Linear models, decision trees, and rule-based systems remain popular in finance precisely because they’re explainable.
Firms like Zest AI have built successful lending platforms using interpretable machine learning techniques that satisfy regulatory requirements while delivering competitive performance.
Feature engineering becomes particularly important when model interpretability is required.
Well-designed features that capture domain knowledge often outperform complex models with raw data inputs.
Adaptive Learning Systems
Financial AI must continuously evolve as markets change.
This requires architectural decisions that support online learning, incremental updates, and rapid model replacement when performance degrades.

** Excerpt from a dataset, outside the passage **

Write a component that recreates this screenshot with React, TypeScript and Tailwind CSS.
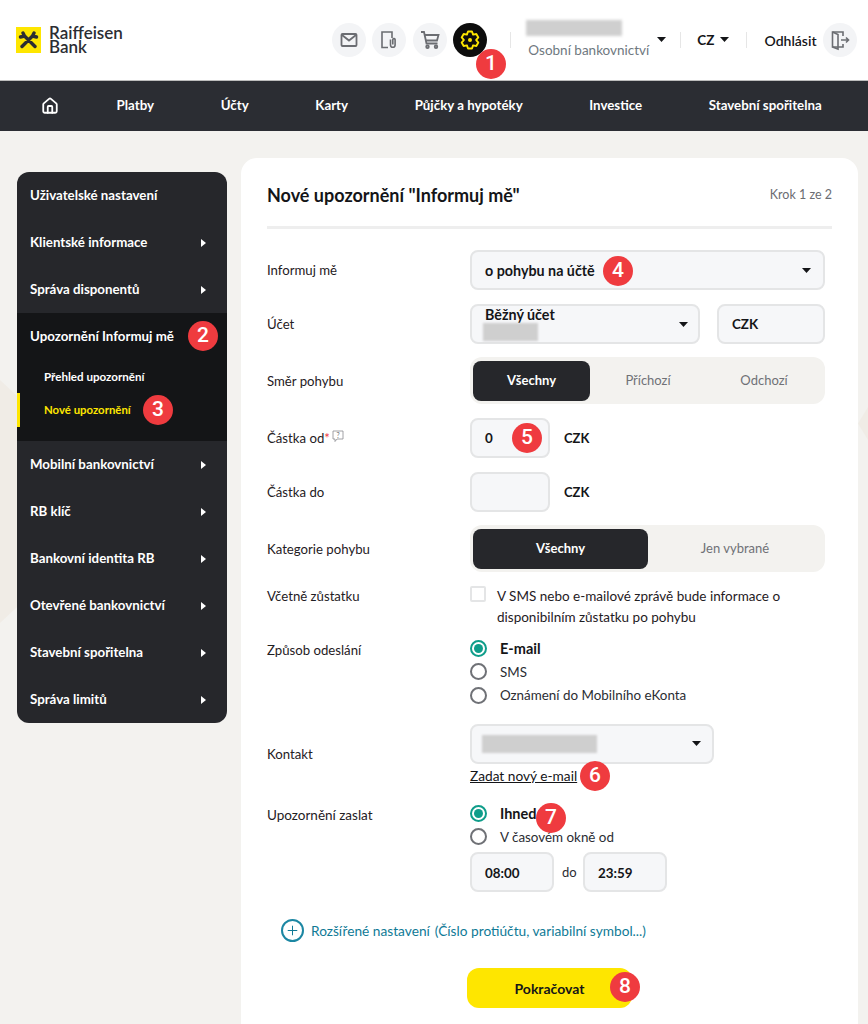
import { House, Plus } from "lucide-react";
import type { ReactNode } from "react";

const font = "font-['Lato','Noto_Sans',sans-serif]";

const navItems = ["Platby", "Účty", "Karty", "Půjčky a hypotéky", "Investice", "Stavební spořitelna"];

const sideTop = [
  { label: "Uživatelské nastavení", arrow: false },
  { label: "Klientské informace", arrow: true },
  { label: "Správa disponentů", arrow: true },
];

const sideBottom = [
  "Mobilní bankovnictví",
  "RB klíč",
  "Bankovní identita RB",
  "Otevřené bankovnictví",
  "Stavební spořitelna",
  "Správa limitů",
];

function Caret({ className = "" }: { className?: string }) {
  return (
    <svg width="9" height="5" viewBox="0 0 9 5" className={className}>
      <path d="M0 0h9L4.500 5z" fill="currentColor" />
    </svg>
  );
}

function SideArrow() {
  return (
    <svg width="5" height="8" viewBox="0 0 5 8">
      <path d="M0 0l5 4-5 4z" fill="#fff" />
    </svg>
  );
}

function Logo() {
  return (
    <div className="flex items-center gap-2">
      <div className="flex h-[26px] w-[25px] items-center justify-center bg-[#fee600]">
        <svg width="21" height="19" viewBox="0 0 21 19">
          <path
            d="M4 15.500L14.500 5M17 15.500L6.500 5M6.500 5L2.500 6M6.500 5L5 2M14.500 5L18.500 6M14.500 5L16 2"
            stroke="#2b2d33"
            strokeWidth="3.400"
            strokeLinecap="round"
            fill="none"
          />
        </svg>
      </div>
      <div className="text-[17px] font-semibold leading-[14px] text-[#2b2d33]">
        Raiffeisen
        <br />
        Bank
      </div>
    </div>
  );
}

function RoundIcon({ children, dark = false }: { children: ReactNode; dark?: boolean }) {
  return (
    <div
      className={
        dark
          ? "flex h-[34px] w-[34px] items-center justify-center rounded-full bg-[#0d0d0d]"
          : "flex h-[34px] w-[34px] items-center justify-center rounded-full bg-[#f3f4f6]"
      }
    >
      {children}
    </div>
  );
}

function Badge({ n, className }: { n: number; className: string }) {
  return (
    <div
      className={`absolute flex h-[30px] w-[30px] items-center justify-center rounded-full bg-[#ef3b3f] font-['Roboto',sans-serif] text-[21px] font-medium text-white ${className}`}
    >
      {n}
    </div>
  );
}

function Field({ children, className = "" }: { children?: ReactNode; className?: string }) {
  return (
    <div
      className={`flex h-10 items-center rounded-lg border-2 border-[#e4e5e6] bg-[#f6f7f9] px-[13px] text-[13.4px] font-bold text-[#141518] ${className}`}
    >
      {children}
    </div>
  );
}

function Segmented({ options, firstWidth }: { options: string[]; firstWidth: string }) {
  return (
    <div className="flex h-[47px] items-center rounded-xl bg-[#f3f2ef] px-[3px]">
      <div
        className={`flex h-10 items-center justify-center rounded-lg bg-[#26272b] pt-px text-[13px] font-bold text-white ${firstWidth}`}
      >
        {options[0]}
      </div>
      {options.slice(1).map((o) => (
        <div key={o} className="flex flex-1 items-center justify-center pt-px text-[13px] text-[#6f7176]">
          {o}
        </div>
      ))}
    </div>
  );
}

function Radio({ label, on = false }: { label: string; on?: boolean }) {
  return (
    <div className="flex h-[23.3px] items-center">
      {on ? (
        <div className="flex h-[17px] w-[17px] items-center justify-center rounded-full border-2 border-[#0f9d8a]">
          <div className="h-[9px] w-[9px] rounded-full bg-[#0f9d8a]" />
        </div>
      ) : (
        <div className="h-[17px] w-[17px] rounded-full border-2 border-[#6f7176]" />
      )}
      <span
        className={
          on
            ? "ml-[13px] text-[14.5px] font-bold text-[#141518]"
            : "ml-[13px] text-[13.4px] text-[#2b2d33]"
        }
      >
        {label}
      </span>
    </div>
  );
}

function Row({
  label,
  children,
  className = "",
  labelClass = "self-center pt-[2px]",
}: {
  label: ReactNode;
  children: ReactNode;
  className?: string;
  labelClass?: string;
}) {
  return (
    <div className={`grid grid-cols-[203px_355px] ${className}`}>
      <div className={`text-[13.2px] text-[#1f2024] ${labelClass}`}>{label}</div>
      <div>{children}</div>
    </div>
  );
}

// six lobed cog, same shape as the bank's settings icon
const cogPoints = Array.from({ length: 6 })
  .flatMap((_, i) => {
    const a = ((i * 60 - 90) * Math.PI) / 180;
    const p = (r: number, d: number) =>
      `${(10 + r * Math.cos(a + d)).toFixed(2)},${(10 + r * Math.sin(a + d)).toFixed(2)}`;
    return [p(6.200, -0.520), p(8.700, -0.230), p(8.700, 0.230), p(6.200, 0.520)];
  })
  .join(" ");

export default function App() {
  return (
    <div className={`relative h-[1024px] overflow-hidden bg-[#f3f2ef] ${font}`}>
      {/* background shapes */}
      <div className="absolute left-0 top-[380px] h-[243px] w-[130px] bg-[#f0ece6] [clip-path:polygon(0_0,100%_50%,0_100%)]" />
      <div className="absolute right-0 top-[407px] h-[33px] w-[10px] bg-[#f0ece6] [clip-path:polygon(100%_0,0_50%,100%_100%)]" />

      {/* Header */}
      <header className="relative flex h-[81px] items-center border-b border-[#bdbdbd] bg-white pl-4">
        <Logo />
        <div className="ml-[209px] flex gap-[6.500px]">
          <RoundIcon>
            <svg width="20" height="20" viewBox="0 0 20 20" fill="none" stroke="#6b6d72" strokeWidth="1.800">
              <rect x="2.500" y="4" width="15" height="12" rx="1" />
              <path d="M3 5l7 5.500L17 5" />
            </svg>
          </RoundIcon>
          <RoundIcon>
            <svg width="22" height="22" viewBox="0 0 22 22" fill="none" stroke="#6b6d72" strokeWidth="1.600">
              <path d="M10 18.500H4V3h10v6" />
              <path d="M12.500 10.500v5.500a2.300 2.300 0 0 0 4.600 0V10.500a1.200 1.200 0 0 0 -2.300 0V15.500" />
            </svg>
          </RoundIcon>
          <RoundIcon>
            <svg width="22" height="22" viewBox="0 0 22 22" fill="none" stroke="#6b6d72" strokeWidth="1.800">
              <path d="M2 3h3l2.500 11.500h11" />
              <path d="M5.700 6H19.500l-1.500 5.500H7" />
              <circle cx="8.500" cy="17.800" r="1.300" />
              <circle cx="17" cy="17.800" r="1.300" />
            </svg>
          </RoundIcon>
          <RoundIcon dark>
            <svg width="20" height="20" viewBox="0 0 20 20" fill="none">
              <polygon points={cogPoints} stroke="#fee600" strokeWidth="1.900" strokeLinejoin="round" />
              <circle cx="10" cy="10" r="2" fill="#fee600" />
            </svg>
          </RoundIcon>
        </div>
        <div className="ml-[23px] h-4 w-px bg-[#e6e6e6]" />
        <div className="ml-[15px] w-[122px]">
          <div className="h-4 w-[96px] bg-[#cfcfcf] blur-[1.500px]" />
          <div className="ml-[2px] mt-[4px] whitespace-nowrap text-[13.5px] text-[#6f7880]">Osobní bankovnictví</div>
        </div>
        <Caret className="mb-[2px] ml-[9px] text-[#141518]" />
        <div className="ml-[14px] h-4 w-px bg-[#e6e6e6]" />
        <span className="ml-[16px] text-[13.500px] font-bold text-[#141518]">CZ</span>
        <Caret className="mb-[2px] ml-[6px] text-[#141518]" />
        <div className="ml-[17px] h-4 w-px bg-[#e6e6e6]" />
        <span className="ml-[17px] w-[52px] whitespace-nowrap text-[14px] font-semibold text-[#141518]">Odhlásit</span>
        <div className="ml-[7px]">
          <RoundIcon>
            <svg width="22" height="22" viewBox="0 0 22 22" fill="none" stroke="#6b6d72" strokeWidth="1.600">
              <path d="M14 7V3H3.500v15H14v-3" />
              <path d="M3.500 3l5.500 2.500V20l-5.500-2" />
              <path d="M12 11h7.500M17 8.500l2.500 2.500L17 13.500" />
            </svg>
          </RoundIcon>
        </div>
      </header>

      {/* Main nav */}
      <nav className="flex h-[50px] items-center bg-[#2b2d33] pl-[41px] text-[13.3px] font-bold text-white">
        <House size={18} strokeWidth={2.400} className="mr-[-9px]" />
        {navItems.map((item) => (
          <span key={item} className="ml-[66.6px] whitespace-nowrap">
            {item}
          </span>
        ))}
      </nav>

      <div className="relative flex items-start pl-[17px] pt-[27px]">
        {/* Sidebar */}
        <aside className="mt-[14px] w-[210px] overflow-hidden rounded-xl bg-[#26272b] text-[13.3px] font-bold text-white">
          {sideTop.map((s) => (
            <div key={s.label} className="flex h-[47px] items-center justify-between pl-[13px] pr-[21px]">
              <span>{s.label}</span>
              {s.arrow && <SideArrow />}
            </div>
          ))}
          <div className="h-[128px] bg-[#141517]">
            <div className="flex h-[47px] items-center pl-[13px]">Upozornění Informuj mě</div>
            <div className="flex h-[33px] items-center pl-[27px] text-[11.600px]">Přehled upozornění</div>
            <div className="flex h-[34px] items-center border-l-[3px] border-[#fee600] pl-[24px] text-[11.400px] text-[#fee600]">
              Nové upozornění
            </div>
          </div>
          {sideBottom.map((s) => (
            <div key={s} className="flex h-[47px] items-center justify-between pl-[13px] pr-[21px]">
              <span>{s}</span>
              <SideArrow />
            </div>
          ))}
        </aside>

        {/* Form card */}
        <main className="ml-[14px] h-[866px] w-[617px] rounded-t-2xl bg-white px-[26px] pt-[26px]">
          <div className="flex h-[22px] items-center justify-between">
            <h1 className="text-[18px] font-bold text-[#141518]">Nové upozornění "Informuj mě"</h1>
            <span className="text-[12.500px] text-[#6b6d72]">Krok 1 ze 2</span>
          </div>
          <div className="mt-5 h-[3px] bg-[#eeeeee]" />

          <Row label="Informuj mě" className="mt-[21px]">
            <Field className="justify-between pr-[12px]">
              <span className="pt-[2px] text-[14.3px]">o pohybu na účtě</span>
              <Caret />
            </Field>
          </Row>

          <Row label="Účet" className="mt-[14px]">
            <div className="flex gap-[17px]">
              <Field className="w-[230px] justify-between pr-[10px]">
                <div className="text-[14.3px] leading-[14px]">
                  <div>Běžný účet</div>
                  <div className="ml-[-2px] mt-[1px] h-[18px] w-[55px] bg-[#cfcfcf] blur-[1px]" />
                </div>
                <Caret />
              </Field>
              <Field className="w-[108px] pt-px">CZK</Field>
            </div>
          </Row>

          <Row label="Směr pohybu" className="mt-[13px]">
            <Segmented options={["Všechny", "Příchozí", "Odchozí"]} firstWidth="w-[117px]" />
          </Row>

          <Row
            label={
              <span className="flex items-center">
                Částka od<span className="text-[#ef3b3f]">*</span>
                <svg width="12" height="13" viewBox="0 0 12 13" fill="none" className="mb-[4px] ml-[2px]">
                  <path d="M1 1h10v8H5l-2 2.500V9H1z" stroke="#8a8c90" strokeWidth="0.800" />
                  <text x="6" y="7.500" textAnchor="middle" fontSize="7" fill="#6b6d72">
                    ?
                  </text>
                </svg>
              </span>
            }
            className="mt-[14px]"
          >
            <div className="flex items-center">
              <Field className="w-20 pt-px">0</Field>
              <span className="ml-[14px] pt-px text-[13px] font-bold text-[#141518]">CZK</span>
            </div>
          </Row>

          <Row label="Částka do" className="mt-[14px]">
            <div className="flex items-center">
              <Field className="w-20" />
              <span className="ml-[14px] pt-px text-[13px] font-bold text-[#141518]">CZK</span>
            </div>
          </Row>

          <Row label="Kategorie pohybu" className="mt-[13px]">
            <Segmented options={["Všechny", "Jen vybrané"]} firstWidth="w-[175px]" />
          </Row>

          <Row label="Včetně zůstatku" className="mt-[14px] leading-[21px]" labelClass="">
            <div className="flex">
              <div className="h-4 w-4 shrink-0 rounded-[2px] border-2 border-[#e4e5e6] bg-white" />
              <p className="ml-[11px] w-[320px] text-[13.500px] leading-[21px] text-[#1f2024]">
                V SMS nebo e-mailové zprávě bude informace o disponibilním zůstatku po pohybu
              </p>
            </div>
          </Row>

          <Row label="Způsob odeslání" className="mt-[9px]" labelClass="pt-[4px]">
            <Radio label="E-mail" on />
            <Radio label="SMS" />
            <Radio label="Oznámení do Mobilního eKonta" />
          </Row>

          <Row label="Kontakt" className="mt-[17px]">
            <Field className="w-[244px] justify-between pr-[11px]">
              <div className="ml-[-3px] h-[18px] w-[115px] bg-[#cfcfcf] blur-[1px]" />
              <Caret />
            </Field>
            <a className="mt-[2px] block text-[13.700px] leading-[19px] text-[#141518] underline">Zadat nový e-mail</a>
          </Row>

          <Row label="Upozornění zaslat" className="mt-[17px]" labelClass="pt-[3px] text-[13.500px]">
            <Radio label="Ihned" on />
            <Radio label="V časovém okně od" />
            <div className="mt-[4px] flex items-center">
              <Field className="w-[84px] pt-px">08:00</Field>
              <span className="mx-2 w-[13px] text-[13px] text-[#2b2d33]">do</span>
              <Field className="w-[84px] pt-px">23:59</Field>
            </div>
          </Row>

          <div className="ml-[14px] mt-[27px] flex items-center text-[13.700px] text-[#0f7a96]">
            <div className="flex h-[23px] w-[23px] items-center justify-center rounded-full border-2 border-[#1c87a3]">
              <Plus size={15} strokeWidth={1.600} />
            </div>
            <span className="ml-[7px]">Rozšířené nastavení</span>
            <span className="ml-[5px]">(Číslo protiúčtu, variabilní symbol...)</span>
          </div>

          <button className="ml-[200px] mt-[26px] flex h-10 w-[165px] items-center justify-center rounded-xl bg-[#fee600] text-[14px] font-bold text-[#141518]">
            Pokračovat
          </button>
        </main>
      </div>

      {/* numbered annotations */}
      <Badge n={1} className="left-[476px] top-[49px]" />
      <Badge n={2} className="left-[188px] top-[321px]" />
      <Badge n={3} className="left-[143px] top-[395px]" />
      <Badge n={4} className="left-[603px] top-[256px]" />
      <Badge n={5} className="left-[512px] top-[423px]" />
      <Badge n={6} className="left-[580px] top-[761px]" />
      <Badge n={7} className="left-[536px] top-[803px]" />
      <Badge n={8} className="left-[610px] top-[972px]" />
    </div>
  );
}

Ensemble approaches work particularly well in finance because they provide robustness across different market conditions.
Combining multiple models with different strengths helps maintain performance as conditions change.
Successful firms implement sophisticated model monitoring that tracks performance degradation in real-time.
When models start failing, they can be automatically disabled or replaced before big losses occur.
The Strategic Reality
Building robust financial AI isn’t just technically challenging — it’s strategically essential.
Firms that master these constraints create substantial competitive advantages, while those that don’t face existential risks.
The companies succeeding in financial AI treat these constraints as design parameters rather than obstacles.
They build compliance into architecture, embrace explainability as a feature, and view regulatory requirements as competitive moats that protect their investments.
The stakes justify the complexity.
Financial AI can automate processes worth billions, detect fraud that would otherwise go unnoticed, and identify market opportunities that human analysis would miss.
But only when built with deep respect for the unique challenges of the financial domain.
The future belongs to firms that understand this fundamental truth: financial AI isn’t just coding — it’s financial engineering that happens to use software.